Niemand will gegen Kultur sein

Für die Vorlage wehrte sich aus dem Rat nur die SVP. Toni Gisler (Linthal) redete die Auswirkungen der Änderung klein und warf dem Heimatschutz vor, er mache auf Alarmismus. «Auch wir wollen achtungsvoll mit der Baukultur umgehen», versprach Gisler. Aber das dürfe die wirtschaftliche Entwicklung nicht bremsen, vor allem in Glarus Süd. Die Vorlage beschreite einen goldenen Mittelweg.

Die Gegner warnten vor grosser Rechtsunsicherheit, weil der Begriff des «charaktergleichen» Objekts alles andere als klar sei.
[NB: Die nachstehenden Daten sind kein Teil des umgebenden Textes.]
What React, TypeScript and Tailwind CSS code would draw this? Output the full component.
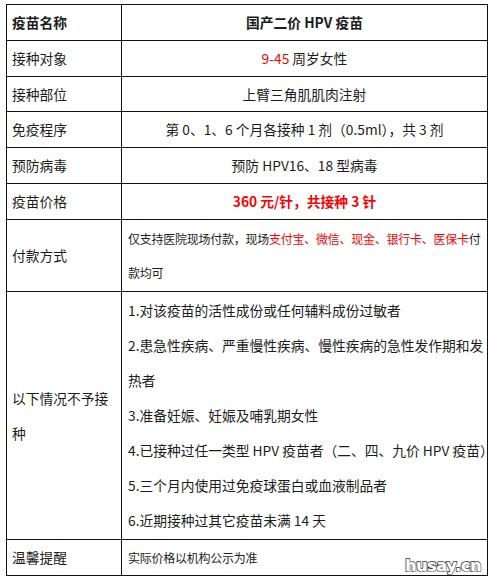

Das sei «ein Eldorado für Rechtsanwälte», meinte etwa Rechtsanwalt Thomas Hefti. Und der Gemeindepräsident von Glarus Süd, Mathias Vögeli (BDP, Rüti), fragte, wie denn bei zwei charaktergleichen Objekten in einer Gemeinde entschieden werde, welches geschützt werde und welches nicht. «Einer der beiden Eigentümer wird sich dann ins Fäustchen lachen», prophezeite er. Vögeli verlangte vom gestern erfolgreichen Heimatschutz aber auch mehr Flexibilität: «Für die Binnenentwicklung der Dörfer braucht es auch einmal einen Abriss und Neubau.»